Der Konflikt im Nahen Osten spaltet die afrikanischen Länder stärker als ihre Haltung zu Russlands Angriffskrieg in der Ukraine: "Im Russland-Ukraine-Konflikt haben wir trotz einiger unterschiedlicher Positionen Bemühungen Afrikas gesehen, als Block zu agieren. Im Nahostkonflikt war dies nicht der Fall", sagt Fredson Guilengue in Johannesburg im DW-Interview. Er ist Analyst bei der Rosa-Luxemburg-Stiftung, die der deutschen Linkspartei nahesteht.
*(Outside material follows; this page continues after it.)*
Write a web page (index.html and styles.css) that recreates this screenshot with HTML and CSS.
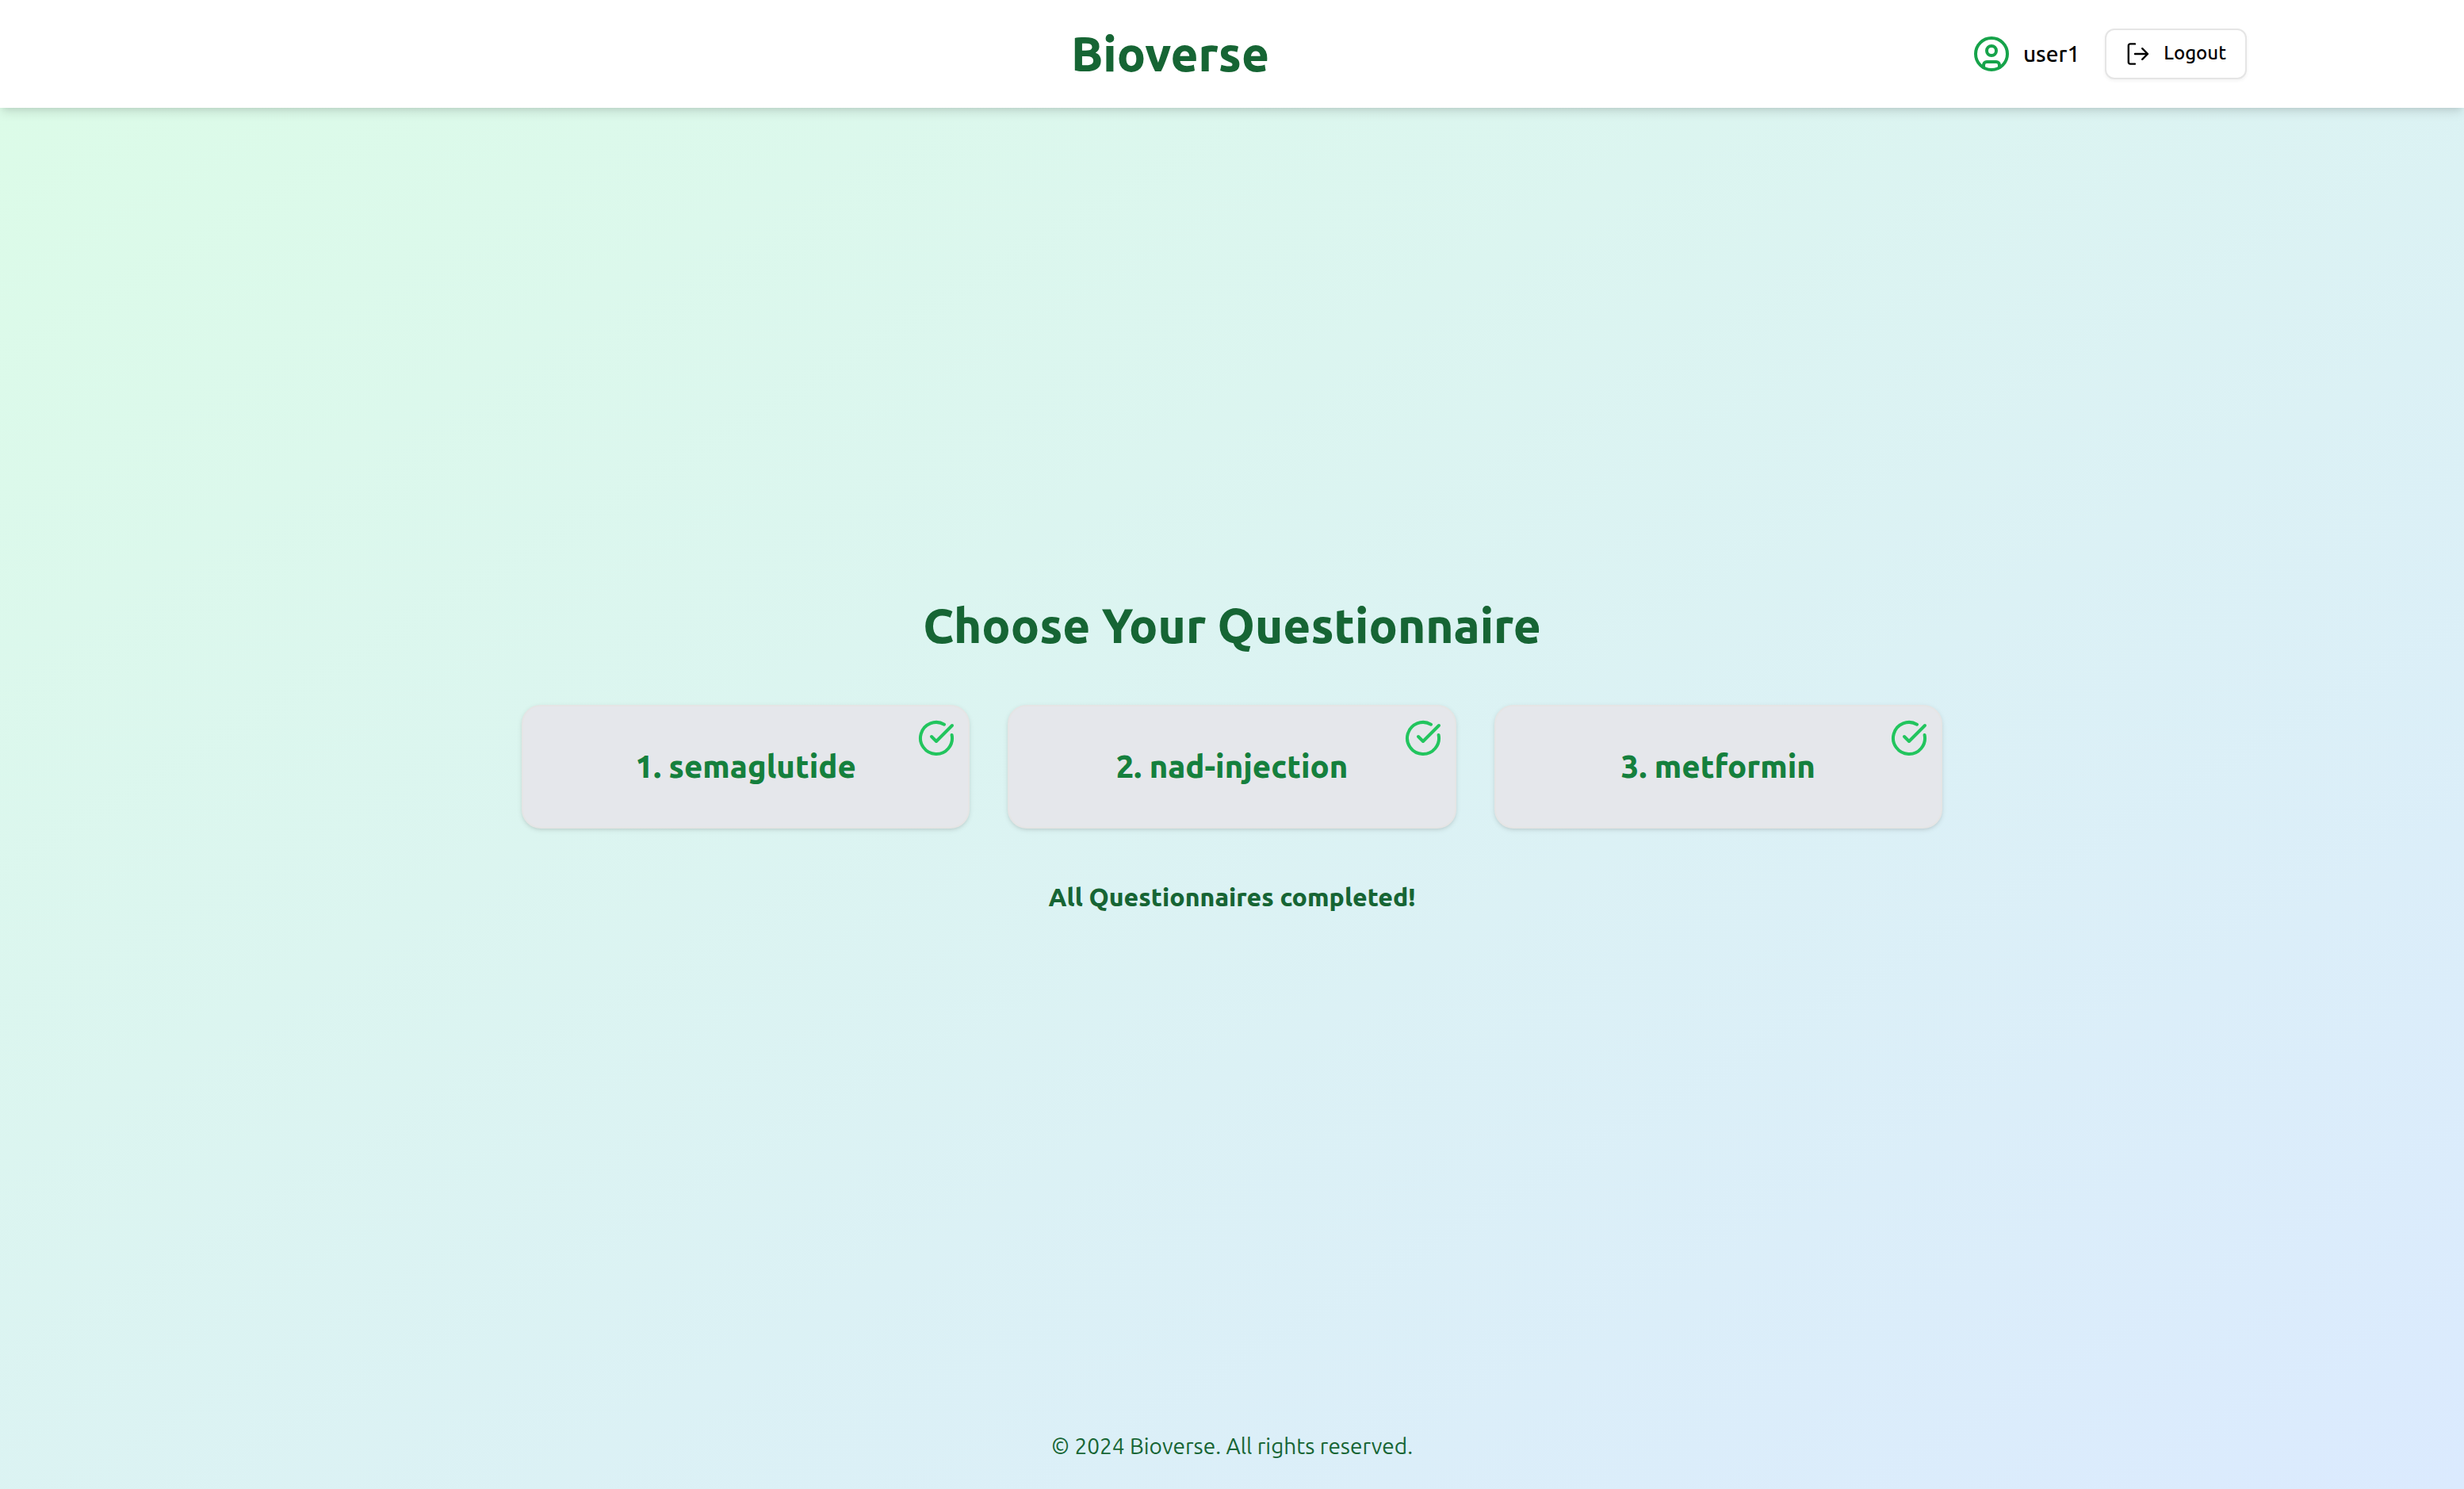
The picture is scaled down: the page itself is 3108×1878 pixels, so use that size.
FILE: index.html
```html
<!DOCTYPE html>
<html lang="en">
<head>
<meta charset="utf-8">
<meta name="viewport" content="width=device-width, initial-scale=1">
<title>Bioverse</title>
<link rel="stylesheet" href="styles.css">
</head>
<body>
<svg class="sprite" aria-hidden="true">
  <symbol id="check" viewBox="0 0 24 24"><path d="M21.801 10A10 10 0 1 1 17 3.335"/><path d="m9 11 3 3L22 4"/></symbol>
</svg>
<div class="page">
  <header class="header">
    <div class="header-inner">
      <div class="header-spacer"></div>
      <h1 class="title">Bioverse</h1>
      <div class="account">
        <div class="user">
          <svg class="icon icon-user" viewBox="0 0 24 24" aria-hidden="true"><circle cx="12" cy="12" r="10"/><circle cx="12" cy="10" r="3"/><path d="M7 20.662V19a2 2 0 0 1 2-2h6a2 2 0 0 1 2 2v1.662"/></svg>
          <span class="user-name">user1</span>
        </div>
        <button class="logout" type="button">
          <svg class="icon icon-logout" viewBox="0 0 32 32" aria-hidden="true"><path d="M12 3.4H6a2.2 2.2 0 0 0-2.2 2.2v20.8a2.2 2.2 0 0 0 2.2 2.2h6M12 16h16M21.2 9.2l6.8 6.8-6.8 6.8"/></svg>
          <span class="logout-label">Logout</span>
        </button>
      </div>
    </div>
  </header>
  <main class="main">
    <h2 class="title">Choose Your Questionnaire</h2>
    <div class="cards">
      <button class="card" type="button">1. semaglutide<svg class="icon card-check" aria-hidden="true"><use href="#check"/></svg></button>
      <button class="card" type="button">2. nad-injection<svg class="icon card-check" aria-hidden="true"><use href="#check"/></svg></button>
      <button class="card" type="button">3. metformin<svg class="icon card-check" aria-hidden="true"><use href="#check"/></svg></button>
    </div>
    <p class="status">All Questionnaires completed!</p>
  </main>
  <footer class="footer">© 2024 Bioverse. All rights reserved.</footer>
</div>
</body>
</html>
```
FILE: styles.css
```css
* { box-sizing: border-box; margin: 0; }

body {
  font-family: Ubuntu, "Noto Sans", sans-serif;
  color: #000;
}

button { font: inherit; color: inherit; }

.sprite { display: none; }

.page {
  display: flex;
  flex-direction: column;
  min-height: 100vh;
  background: linear-gradient(to bottom right, #dcfce7, #dbeafe);
}

.header {
  padding: 32px;
  background: #fff;
  box-shadow: 0 8px 12px -2px rgb(0 0 0 / 0.1), 0 4px 8px -4px rgb(0 0 0 / 0.1);
}

.header-inner {
  display: flex;
  align-items: center;
  justify-content: space-between;
  max-width: 2560px;
  height: 72px;
  margin: 0 auto;
}

.header-spacer { width: 190px; }

.title {
  font-size: 60px;
  font-weight: 800;
  line-height: 72px;
  color: #166534;
}

.account { display: flex; align-items: center; gap: 32px; }

.user { display: flex; align-items: center; gap: 16px; }

.user-name { font-size: 28px; font-weight: 500; line-height: 40px; }

.icon {
  width: 48px;
  height: 48px;
  fill: none;
  stroke: currentColor;
  stroke-width: 2;
  stroke-linecap: round;
  stroke-linejoin: round;
}

.icon-user { color: #16a34a; }

.icon-logout { width: 32px; height: 32px; stroke-width: 2.4; }

.logout {
  display: flex;
  align-items: center;
  gap: 16px;
  height: 64px;
  padding: 0 24px;
  border: 2px solid #e5e5e5;
  border-radius: 12px;
  background: #fff;
  box-shadow: 0 2px 4px rgb(0 0 0 / 0.05);
  font-size: 24px;
  font-weight: 500;
}

.logout-label { padding-bottom: 4px; }

.main {
  display: flex;
  flex: 1;
  flex-direction: column;
  align-items: center;
  justify-content: center;
  gap: 64px;
  padding: 0 32px 4px;
}

.cards {
  display: grid;
  grid-template-columns: repeat(3, 1fr);
  gap: 48px;
  width: 100%;
  max-width: 1792px;
}

.card {
  position: relative;
  padding: 48px;
  border: 2px solid #e5e5e5;
  border-radius: 24px;
  background: #e5e7eb;
  box-shadow: 0 2px 6px rgb(0 0 0 / 0.1), 0 2px 4px -2px rgb(0 0 0 / 0.1);
  font-size: 40px;
  font-weight: 800;
  line-height: 56px;
  color: #15803d;
}

.card-check {
  position: absolute;
  top: 16px;
  right: 16px;
  color: #22c55e;
}

.status {
  font-size: 32px;
  font-weight: 800;
  line-height: 44px;
  color: #166534;
}

.footer {
  padding: 30px 32px 34px;
  font-size: 28px;
  font-weight: 400;
  line-height: 40px;
  text-align: center;
  color: #166534;
}
```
Die Unterstützung afrikanischer Staaten zum geforderten Rückzug Russlands aus der Ukraine fiel bei der ersten Abstimmung der UN-Vollversammlung am 2. März 2022 relativ schwach aus: Nur 28 der 54 Mitgliedsstaaten Afrikas stimmten für die Resolution. Zahlreiche Länder des Kontinents verhielten sich neutral: 17 enthielten sich und acht stimmten nicht mit ab. Nur das diktatorische Eritrea stimmte gegen die Resolution.
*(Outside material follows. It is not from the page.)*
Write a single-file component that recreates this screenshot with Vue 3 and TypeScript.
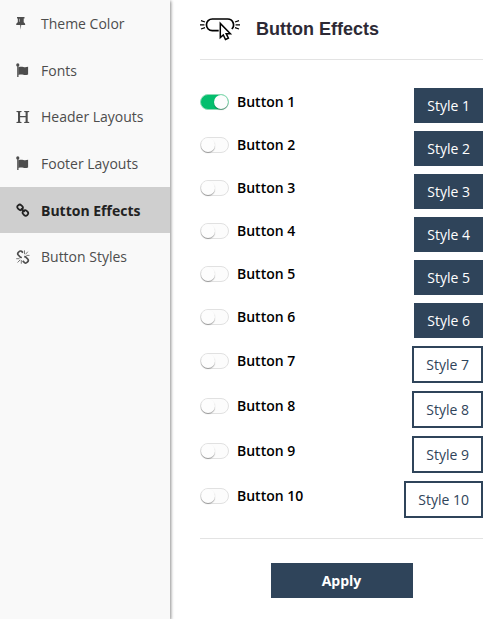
<script setup lang="ts">
import { ref } from 'vue'

type IconName = 'pin' | 'flag' | 'header' | 'link' | 'unlink'
interface MenuItem { label: string; icon: IconName }

const menu: MenuItem[] = [
  { label: 'Theme Color', icon: 'pin' },
  { label: 'Fonts', icon: 'flag' },
  { label: 'Header Layouts', icon: 'header' },
  { label: 'Footer Layouts', icon: 'flag' },
  { label: 'Button Effects', icon: 'link' },
  { label: 'Button Styles', icon: 'unlink' },
]
const activeItem = ref('Button Effects')
const selected = ref(1)
const effects = Array.from({ length: 10 }, (_, i) => ({ id: i + 1, outline: i >= 6 }))
</script>

<template>
  <div class="page">
    <nav class="sidebar">
      <a
        v-for="item in menu"
        :key="item.label"
        class="menu-item"
        :class="{ active: item.label === activeItem }"
        @click="activeItem = item.label"
      >
        <svg class="menu-icon" viewBox="0 0 14 14" fill="currentColor">
          <path v-if="item.icon === 'pin'" d="M1 1h7.500v1.500H7.700v3.800c.9.500 1.500 1.400 1.500 2.700H5.200L4.700 13.800 4.200 9H.2c0-1.300.6-2.200 1.600-2.700V2.500H1zM3.300 2.700v3.100h.5V2.700z" fill-rule="evenodd" />
          <g v-else-if="item.icon === 'flag'">
            <circle cx="1.800" cy="1.900" r="1.600" />
            <path d="M1.200 3h1.300v11H1.200z" />
            <path d="M2.300 4.200c2.100-.7 3.600-.6 5-.2 1.500.4 2.800.3 4.800-.2v7.700c-1.900.6-3.300.7-4.800.3-1.600-.4-3.200-.3-5 .1z" />
          </g>
          <path v-else-if="item.icon === 'header'" d="M.5 1h5v1l-1.400.3v3.800h5.500V2.300L8.200 2V1h5v1l-1.500.3v9.400l1.500.3v1h-5v-1l1.400-.3V7.200H4.100v4.500l1.400.3v1h-5v-1l1.500-.3V2.300L.5 2z" />
          <g v-else-if="item.icon === 'link'" fill="none" stroke="currentColor" stroke-width="1.750">
            <rect x="1.300" y="2" width="5.600" height="4.700" rx="2.200" transform="rotate(45 4.100 4.350)" />
            <rect x="6.600" y="7.600" width="5.600" height="4.700" rx="2.200" transform="rotate(45 9.400 9.950)" />
            <path d="M5 5.300l3.600 3.600" />
          </g>
          <g v-else fill="none" stroke="currentColor">
            <path stroke-width="1.700" d="M7 2.700L5.500 1.300Q4.200.5 2.800 1.800 1 3.300 2.100 4.800l2.300 2.500 1.500.2M6.700 10.900l1.800 1.700q1.300 1 2.800-.4 1.700-1.500.6-3L9.600 6.800 8.200 6.600" />
            <path stroke-width=".75" d="M8.500 4.100V.4M9.500 4.300l2.300-2.600M10.300 5.400h3.200M.2 8.700h3.300M4.200 9.800L1.600 12.500M5.300 10v3.700" />
          </g>
        </svg>
        <span>{{ item.label }}</span>
      </a>
    </nav>

    <main class="panel">
      <header class="panel-header">
        <svg class="logo" viewBox="0 0 40 26" fill="none" stroke="#000">
          <path stroke-width="1.700" d="M18.700 14.700H12.300a5.850 5.850 0 0 1 0-11.700h15.400a5.850 5.850 0 0 1 4.100 10" />
          <path stroke-width="1.300" d="M1 4.700l4 1.300M0 8.900h4.400M1 13l4-1.300M39 4.700l-4 1.300M40 8.900h-4.400M39 13l-4-1.300" />
          <path fill="#fff" stroke-width="1.500" stroke-linejoin="miter" d="M20.300 7.400v14.200l3-2.600 2.200 4.500 2.900-1.400-2.200-4.400h4.200z" />
        </svg>
        <h1>Button Effects</h1>
      </header>

      <div class="effects">
        <div v-for="effect in effects" :key="effect.id" class="effect-row">
          <label class="option" :class="{ 'option-outline': effect.outline }">
            <input v-model="selected" type="radio" name="effect" :value="effect.id">
            <span class="toggle" :class="{ on: selected === effect.id }"></span>
            <span class="option-name">Button {{ effect.id }}</span>
          </label>
          <button class="style-button" :class="{ outline: effect.outline }">Style {{ effect.id }}</button>
        </div>
      </div>

      <footer class="panel-footer">
        <button class="apply">Apply</button>
      </footer>
    </main>
  </div>
</template>

<style>
body {
  background: #fff;
  overflow: hidden;
}
</style>

<style scoped>
.page {
  display: flex;
  height: 619px;
  font-family: "Open Sans", "Noto Sans", sans-serif;
  font-size: 14px;
}
.sidebar {
  flex: 0 0 170px;
  box-sizing: border-box;
  padding-top: .15px;
  background: #f9f9f9;
  box-shadow: 1px 1px 3px rgba(0, 0, 0, .45);
}
.menu-item {
  display: flex;
  align-items: center;
  box-sizing: border-box;
  height: 46.670px;
  padding-left: 16px;
  color: #4d4d4d;
  cursor: pointer;
}
.menu-item.active {
  background: #cfcfcf;
  color: #222;
  font-weight: 700;
}
.menu-icon {
  width: 14px;
  height: 14px;
  margin-right: 11px;
}
.panel {
  flex: 1;
  padding: 0 10px 0 30px;
}
.panel-header {
  display: flex;
  align-items: center;
  box-sizing: border-box;
  height: 60px;
  padding-bottom: 2px;
  border-bottom: 1px solid #e3e3e3;
}
.logo {
  width: 40px;
  height: 26px;
  margin-top: 1px;
  margin-right: 16px;
}
h1 {
  margin: 0;
  color: #2d2a35;
  font: 700 18px/24px "Liberation Sans", Arial, sans-serif;
}
.effects {
  display: flex;
  flex-direction: column;
  gap: 8px;
  padding: 28px 0 20px;
}
.effect-row {
  display: flex;
  justify-content: space-between;
  align-items: flex-start;
}
.option {
  display: flex;
  align-items: center;
  height: 28px;
  color: #000;
  font-weight: 600;
  cursor: pointer;
}
.option-outline {
  height: 30px;
}
.option-name {
  line-height: 18px;
}
.option input {
  display: none;
}
.toggle {
  display: flex;
  box-sizing: border-box;
  width: 29px;
  height: 16px;
  margin-right: 8px;
  border: 1px solid #e1e1e1;
  border-radius: 8px;
  background: #fcfcfc;
}
.toggle::before {
  content: "";
  width: 14px;
  height: 14px;
  border-radius: 50%;
  background: #fdfdfd;
  box-shadow: 0 1px 1px rgba(0, 0, 0, .35);
}
.toggle.on {
  justify-content: flex-end;
  border-color: #8edbb5;
  background: #04be6d;
}
button {
  box-sizing: border-box;
  border: 0;
  border-radius: 0;
  background: #2f445a;
  color: #fff;
  font-family: inherit;
  font-size: 14px;
  cursor: pointer;
}
.style-button {
  height: 35px;
  padding: 0 13px;
}
.style-button.outline {
  height: 37px;
  padding: 0 12px;
  border: 2px solid #2f445a;
  background: #fff;
  color: #2f445a;
}
.panel-footer {
  display: flex;
  justify-content: center;
  padding-top: 24px;
  border-top: 1px solid #e3e3e3;
}
.apply {
  width: 142px;
  height: 35px;
  font-weight: 700;
}
</style>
Afrikanische Union: Waffenstillstand in Gaza gefordert

Die Positionierung der Staaten Afrikas zur Ukraine-Russland-Krise stehe damit im Gegensatz zur Israel-Gaza-Frage, in der viele afrikanische Länder nachdrücklich einen Waffenstillstand in Gaza gefordert hätten, und zwar ziemlich konsequent, sagte Alex Vines, Leiter des Afrika-Programms am Politikinstitut Chatham House in London.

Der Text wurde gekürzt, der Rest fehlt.